With Its Success, GMU Faces A Balancing Act
Friday, March 31, 2006
Whether George Mason pulls off its fifth consecutive victory or succumbs to the favored Florida Gators in tomorrow's NCAA basketball tournament semifinals, the Patriots will return to Fairfax having achieved something every college athletic department dreams of: brand identity.
By advancing to the Final Four, the 11th-seeded Patriots have turned George Mason into a household name -- at least in the millions of U.S. households that are expected to tune in to the tournament's final weekend. The Patriots also have gone a long way, analysts predict, toward helping the program recruit talented high-school prospects, energize its fan base and place more of its regular season games on TV.
All represent critical steps toward sloughing off the dreaded tag of being a "mid-major" basketball team and inching closer to becoming big-time. But the journey, although played out to deafening cheers the last three weeks, isn't without its peril.
The challenge, as the Patriots take the next steps toward big-time athletics, will be maintaining the balance that has earned the university its reputation as a rising academic institution. How will it respond to the clamor for more success without compromising its academic values and overextending itself for a fan base that may prove fickle?
"This is a great, feel-good story for the university," said Richard Lapchick, director of the Institute for Diversity and Ethics in Sports at the University of Central Florida. "The only concern would be, does this put so much pressure on the school that they get into a trap, as other schools have, of feeling the pressure to keep it up and therefore sometimes cut corners and engage in the unethical practices that other schools have been accused of."
Adds Sheldon Steinbach, general counsel of the American Council on Education, "The goal for the institution is to translate this momentum as a rising academic institution without turning itself into Jock City."
George Mason provost Peter Stearns, the university's chief academic officer, is well aware of the potential pitfalls.

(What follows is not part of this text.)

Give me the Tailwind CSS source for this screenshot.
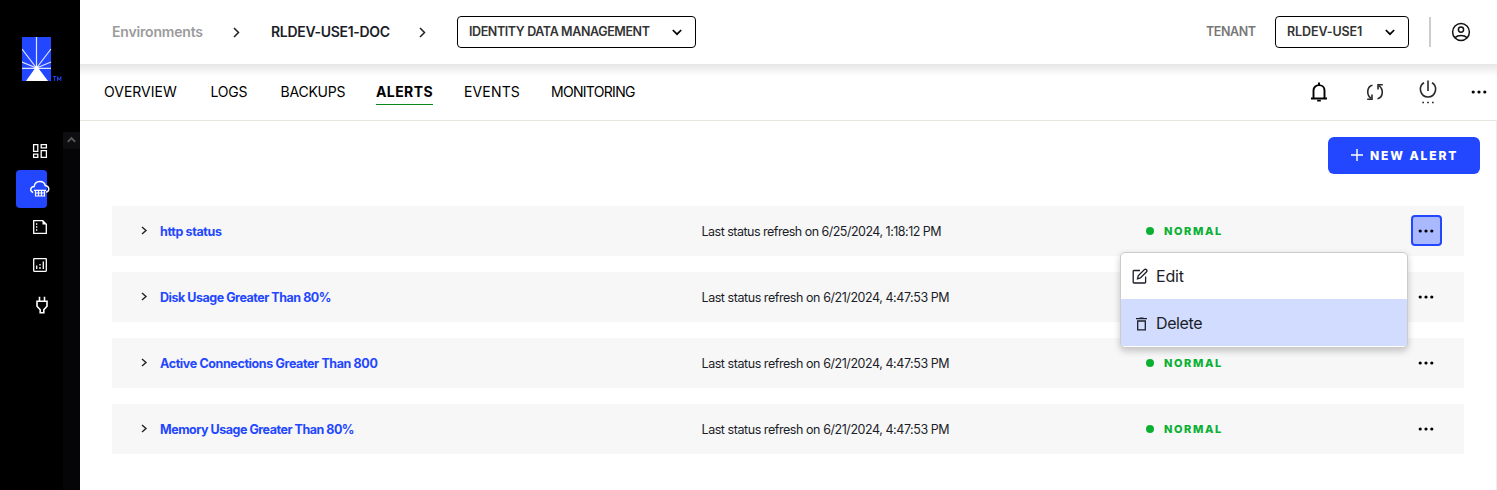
<!DOCTYPE html>
<html lang="en">
<head>
<meta charset="utf-8">
<title>Alerts</title>
<script src="https://cdn.jsdelivr.net/npm/@tailwindcss/browser@4"></script>
</head>
<body class="bg-white font-['Inter',sans-serif] text-black">
<svg class="hidden">
  <symbol id="dots" viewBox="0 0 16 4"><circle cx="2.200" cy="2" r="1.600"/><circle cx="8" cy="2" r="1.600"/><circle cx="13.800" cy="2" r="1.600"/></symbol>
  <symbol id="caret" viewBox="0 0 7 9"><path d="M1 1L5 4.500L1 8" fill="none" stroke="#222" stroke-width="1.400"/></symbol>
  <symbol id="crumb" viewBox="0 0 7 11"><path d="M1 1L5.500 5.500L1 10" fill="none" stroke="#222" stroke-width="1.500"/></symbol>
  <symbol id="down" viewBox="0 0 10 7"><path d="M.8 1L5 5.200L9.200 1" fill="none" stroke="#000" stroke-width="1.700"/></symbol>
</svg>
<div class="flex h-[490px] w-[1497px] overflow-hidden">
  <!-- Sidebar -->
  <aside class="flex w-20 shrink-0 flex-col bg-black">
    <div class="flex h-[132px] items-start pt-[37px] pl-[22px]">
      <svg width="42" height="45" viewBox="0 0 42 45" fill="none">
        <rect width="29" height="44" fill="#2347ff"/>
        <path d="M14.5 31V0M14.5 31L0 12M14.5 31L29 12M14.5 31L0 25M14.5 31L29 25M0 31.3H29" stroke="#dfe4ff" stroke-width="1.2"/>
        <path d="M14.5 28L17 32L26 44H4L12.500 32Z" fill="#fff"/>
        <path d="M31 39.500H34.300M32.600 39.500V44M35.500 44V39.700L37.200 43L38.900 39.700V44" stroke="#2347ff" stroke-width=".9"/>
      </svg>
    </div>
    <div class="flex flex-1">
      <nav class="flex w-[63px] flex-col pl-4 text-white">
        <div class="flex h-[38px] items-center pl-4">
          <svg width="16" height="16" viewBox="0 0 16 16" fill="none" stroke="currentColor" stroke-width="1.300"><path d="M1.600 1.600H5.800V8.400H1.600ZM9.200 1.600H14.400V4.800H9.200ZM1.600 11.200H5.800V14.400H1.600ZM9.200 7.600H14.400V14.400H9.200Z"/></svg>
        </div>
        <div class="flex h-[38px] w-[31px] items-center rounded bg-[#2347ff] pl-3.5">
          <svg class="shrink-0 overflow-visible" width="20" height="18" viewBox="0 0 20 18" fill="none" stroke="currentColor" stroke-width="1.400"><path d="M3.200 12.500C-.4 11.300 0 6.800 4.200 6.500C5 0 14 0 15.200 5.500C19.600 6 20 11.200 16.200 12.200"/><path d="M4 10.300H16M5.500 10.300V16H14.500V10.300M8.500 10.300V16M11.500 10.300V16M5 13H15" stroke-width="1.200"/></svg>
        </div>
        <div class="flex h-[38px] items-center pl-4">
          <svg width="16" height="16" viewBox="0 0 16 16" fill="none" stroke="currentColor" stroke-width="1.300"><path d="M1.700 1.700H10.800L14.300 5.200V14.300H1.700Z"/><path d="M10.500 1.500V5.500H14.500Z" fill="currentColor" stroke="none"/><path d="M4 5H5.300M4 8H5.300M4 11H5.300"/></svg>
        </div>
        <div class="flex h-[38px] items-center pl-4">
          <svg width="16" height="16" viewBox="0 0 16 16" fill="none" stroke="currentColor" stroke-width="1.300"><rect x="1.700" y="1.700" width="12.600" height="12.600" rx=".5"/><path d="M4.700 8.500V12M8 10V12M8 7V8.500M11.300 4.500V12"/></svg>
        </div>
        <div class="flex h-[41px] items-center pl-[19px]">
          <svg width="14" height="18" viewBox="0 0 14 18" fill="none" stroke="currentColor" stroke-width="1.600"><path d="M4.500 .8V5M9.500 .8V5M2 5.300H12V10.300L8.800 13.800V16.800H5.200V13.800L2 10.300Z"/></svg>
        </div>
      </nav>
      <div class="flex flex-1 flex-col bg-[#050507]">
        <div class="flex h-[17px] items-center justify-center bg-[#0e0e10]">
          <svg width="9" height="9" viewBox="0 0 9 9" fill="none" stroke="#5c5c5c" stroke-width="1.800"><path d="M.8 5.800L4.500 2L8.200 5.800"/></svg>
        </div>
      </div>
    </div>
  </aside>

  <div class="flex min-w-0 flex-1 flex-col">
    <!-- Breadcrumb bar -->
    <header class="flex h-16 shrink-0 items-center justify-between pl-8 pr-[26px] text-sm font-semibold">
      <div class="flex items-center">
        <span class="w-[121px] whitespace-nowrap tracking-[-0.18px] text-[#9b9b9b]">Environments</span>
        <svg class="mr-[31px] shrink-0" width="7" height="11"><use href="#crumb"/></svg>
        <span class="w-[148px] whitespace-nowrap tracking-[-0.31px] text-[#1b1d29]">RLDEV-USE1-DOC</span>
        <svg class="mr-[31px] shrink-0" width="7" height="11"><use href="#crumb"/></svg>
        <div class="flex h-8 w-[239px] items-center justify-between rounded border border-black pl-[11px] pr-[13px] text-[12.5px] text-[#333]">
          <span class="whitespace-nowrap tracking-[-0.4px]">IDENTITY DATA MANAGEMENT</span>
          <svg class="shrink-0" width="10" height="7"><use href="#down"/></svg>
        </div>
      </div>
      <div class="flex items-center">
        <span class="w-[69px] whitespace-nowrap text-[12.5px] tracking-[-0.43px] text-[#777]">TENANT</span>
        <div class="flex h-8 w-[134px] items-center justify-between rounded border border-black pl-[11px] pr-[13px] text-[12.5px] text-[#333]">
          <span class="whitespace-nowrap tracking-[-0.1px]">RLDEV-USE1</span>
          <svg class="shrink-0" width="10" height="7"><use href="#down"/></svg>
        </div>
        <div class="ml-5 h-[30px] w-0.5 bg-[#ccc]"></div>
        <svg class="ml-5 shrink-0" width="20" height="20" viewBox="0 0 20 20" fill="none" stroke="#111" stroke-width="1.500"><circle cx="10" cy="10" r="8.400"/><circle cx="10" cy="7.600" r="2.600"/><path d="M4 15.600C7 12.900 13 12.900 16 15.600"/></svg>
      </div>
    </header>

    <!-- Tabs -->
    <div class="flex h-[57px] shrink-0 items-center justify-between border-b border-[#e6e6de] bg-linear-to-b from-[#e6e6e6] to-white to-[12px] pl-6 pr-2.5 text-sm">
      <nav class="flex pt-0.5">
        <span class="w-[106.500px] whitespace-nowrap">OVERVIEW</span>
        <span class="w-[70px] whitespace-nowrap tracking-[-0.22px]">LOGS</span>
        <span class="w-[95.500px] whitespace-nowrap tracking-[-0.22px]">BACKUPS</span>
        <span class="mr-[31px] w-[57px] whitespace-nowrap border-b border-[#078a1b] pb-0.5 font-bold tracking-[0.4px]">ALERTS</span>
        <span class="w-[87px] whitespace-nowrap tracking-[0.15px]">EVENTS</span>
        <span class="whitespace-nowrap tracking-[-0.7px]">MONITORING</span>
      </nav>
      <div class="flex items-center">
        <svg width="18" height="20" viewBox="0 0 18 20" fill="none" stroke="#000" stroke-width="1.900"><path d="M1 16.500H17M3.500 16.500V8.500C3.500 1.300 14.500 1.300 14.500 8.500V16.500"/><path d="M9 3.500V.6M7.200 18.600H10.800"/></svg>
        <svg class="ml-[38px]" width="18" height="18" viewBox="0 0 18 18" fill="none" stroke="#2a2a2a" stroke-width="1.600"><path d="M6.500 2.200C.8 3.500 .2 11.500 4.800 15.200M1.200 16.200H6V11.500M11.500 15.800C17.200 14.500 17.800 6.500 13.200 2.800M16.800 1.800H12V6.500"/></svg>
        <svg class="ml-[35px]" width="18" height="25" viewBox="0 0 18 25" fill="none" stroke="#2a2a2a" stroke-width="1.600"><path d="M9 .5V11M5 2.700C-1.200 6.500 1.100 17 9 17C16.900 17 19.200 6.500 13 2.700"/><path d="M3.300 22.500H5M8.150 22.500H9.850M13 22.500H14.700"/></svg>
        <svg class="ml-[34px]" width="16" height="4"><use href="#dots"/></svg>
      </div>
    </div>

    <!-- Alerts list -->
    <main class="relative flex flex-1 flex-col border-r border-[#ececec] pl-8 pr-4">
      <button class="mt-4 flex h-[37px] w-[152px] shrink-0 items-center self-end rounded-md bg-[#2347ff] pl-[23px] text-xs font-extrabold text-white">
        <svg class="mr-[7px] mb-px shrink-0" width="12" height="12" viewBox="0 0 12 12" fill="none" stroke="#fff" stroke-width="1.400"><path d="M6 0V12M0 6H12"/></svg>
        <span class="whitespace-nowrap tracking-[1.9px]">NEW ALERT</span>
      </button>
      <div class="mt-8 flex w-[1352px] flex-col gap-4 text-[12.5px]">
        <div class="flex h-[50px] items-center bg-[#f7f7f7] pl-[29px]">
          <svg class="mr-3 mb-px shrink-0" width="7" height="9"><use href="#caret"/></svg>
          <span class="w-[541.500px] whitespace-nowrap pt-0.5 font-bold tracking-[-0.36px] text-[#2347ff]">http status</span>
          <span class="w-[444.500px] whitespace-nowrap pt-0.5 tracking-[-0.51px] text-[#1b1d29]">Last status refresh on 6/25/2024, 1:18:12 PM</span>
          <span class="mr-2.5 size-2 rounded-full bg-[#0bb033]"></span>
          <span class="w-[247px] whitespace-nowrap text-[11px] font-extrabold tracking-[1.6px] text-[#0bb033]">NORMAL</span>
          <span class="mb-px flex size-[31px] items-center justify-center rounded border-2 border-[#2347ff] bg-[#a9b8ff]"><svg class="mr-px" width="16" height="4"><use href="#dots"/></svg></span>
        </div>
        <div class="flex h-[50px] items-center bg-[#f7f7f7] pl-[29px]">
          <svg class="mr-3 mb-px shrink-0" width="7" height="9"><use href="#caret"/></svg>
          <span class="w-[541.500px] whitespace-nowrap pt-0.5 font-bold tracking-[-0.47px] text-[#2347ff]">Disk Usage Greater Than 80%</span>
          <span class="w-[444.500px] whitespace-nowrap pt-0.5 tracking-[-0.44px] text-[#1b1d29]">Last status refresh on 6/21/2024, 4:47:53 PM</span>
          <span class="mr-2.5 size-2 rounded-full bg-[#0bb033]"></span>
          <span class="w-[246px] whitespace-nowrap text-[11px] font-extrabold tracking-[1.6px] text-[#0bb033]">NORMAL</span>
          <span class="mb-px flex size-[31px] items-center justify-center"><svg width="16" height="4"><use href="#dots"/></svg></span>
        </div>
        <div class="flex h-[50px] items-center bg-[#f7f7f7] pl-[29px]">
          <svg class="mr-3 mb-px shrink-0" width="7" height="9"><use href="#caret"/></svg>
          <span class="w-[541.500px] whitespace-nowrap pt-0.5 font-bold tracking-[-0.38px] text-[#2347ff]">Active Connections Greater Than 800</span>
          <span class="w-[444.500px] whitespace-nowrap pt-0.5 tracking-[-0.44px] text-[#1b1d29]">Last status refresh on 6/21/2024, 4:47:53 PM</span>
          <span class="mr-2.5 size-2 rounded-full bg-[#0bb033]"></span>
          <span class="w-[246px] whitespace-nowrap text-[11px] font-extrabold tracking-[1.6px] text-[#0bb033]">NORMAL</span>
          <span class="mb-px flex size-[31px] items-center justify-center"><svg width="16" height="4"><use href="#dots"/></svg></span>
        </div>
        <div class="flex h-[50px] items-center bg-[#f7f7f7] pl-[29px]">
          <svg class="mr-3 mb-px shrink-0" width="7" height="9"><use href="#caret"/></svg>
          <span class="w-[541.500px] whitespace-nowrap pt-0.5 font-bold tracking-[-0.48px] text-[#2347ff]">Memory Usage Greater Than 80%</span>
          <span class="w-[444.500px] whitespace-nowrap pt-0.5 tracking-[-0.44px] text-[#1b1d29]">Last status refresh on 6/21/2024, 4:47:53 PM</span>
          <span class="mr-2.5 size-2 rounded-full bg-[#0bb033]"></span>
          <span class="w-[246px] whitespace-nowrap text-[11px] font-extrabold tracking-[1.6px] text-[#0bb033]">NORMAL</span>
          <span class="mb-px flex size-[31px] items-center justify-center"><svg width="16" height="4"><use href="#dots"/></svg></span>
        </div>
      </div>

      <!-- Row menu -->
      <div class="absolute top-[131px] left-[1040px] flex h-24 w-[288px] flex-col overflow-hidden rounded-[5px] border border-[#ccc] bg-white text-base text-[#1b1d29] shadow-[0_3px_7px_rgba(0,0,0,0.22)]">
        <div class="flex h-[46px] items-center pl-[11px]">
          <svg class="mr-[7px] shrink-0" width="17" height="17" viewBox="0 0 17 17" fill="none" stroke="#1b1d29" stroke-width="1.300"><path d="M8 2.500H2Q1.200 2.500 1.200 3.300V14.200Q1.200 15 2 15H12.800Q13.600 15 13.600 14.200V8.500"/><path d="M5.500 10.800L6.200 7.800L12.500 1.600Q13.500 .8 14.500 1.800Q15.400 2.800 14.600 3.800L8.400 10Z"/></svg>
          <span class="whitespace-nowrap tracking-[-0.2px]">Edit</span>
        </div>
        <div class="flex h-[47px] items-center bg-[#d2dcff] pl-[15px]">
          <svg class="mt-0.5 mr-[9px] shrink-0" width="11" height="14" viewBox="0 0 11 14" fill="none" stroke="#1b1d29" stroke-width="1.300"><path d="M0 1.700H11M3.500 1.200H7.500M1.700 4V12.800H9.300V4Z"/></svg>
          <span class="whitespace-nowrap tracking-[-0.4px]">Delete</span>
        </div>
      </div>
    </main>
  </div>
</div>
</body>
</html>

"We're delighted with the success of our basketball team, but we frankly don't want to be known primarily for basketball," Stearns said this week. "We'll accept the flash in the pan; we think it's good fun. But that's not what we want to be known for, and I think our athletic department would agree."
Stearns's greater hope is that George Mason use its time in the national spotlight to sell the university's broader story -- one of a diverse student body, esteemed faculty, top-50 law school and vibrant research base. Coach Jim Larranaga is doing his part, hitting many of Stearns's bullet-points in postgame interviews.
That's precisely what authors of a case study on Gonzaga's feel-good run through the 1999 NCAA tournament recommended in their essay, "Cinderella Fellas," published in fall 2002. They calculated that Gonzaga generated newspaper stories and TV coverage worth $37.8 million in advancing to the fourth round that year. But the key to leveraging that exposure, they wrote, was for university officials to "shape the content of the message" by speaking in positive, upbeat terms about Gonzaga's assets.
Today, Gonzaga is no longer an NCAA Cinderella but a consistent tournament contender. The Bulldogs now play in a sparkling new $25 million arena and don't trigger shockwaves by reaching the round of 16.
Reached this week, Gonzaga business professor Carl S. Bozman, a co-author of the 2002 paper, said the only cautionary postscript he would add is that similar NCAA Cinderella schools would be well served by carefully managing the enrollment growth that likely will follow their basketball success.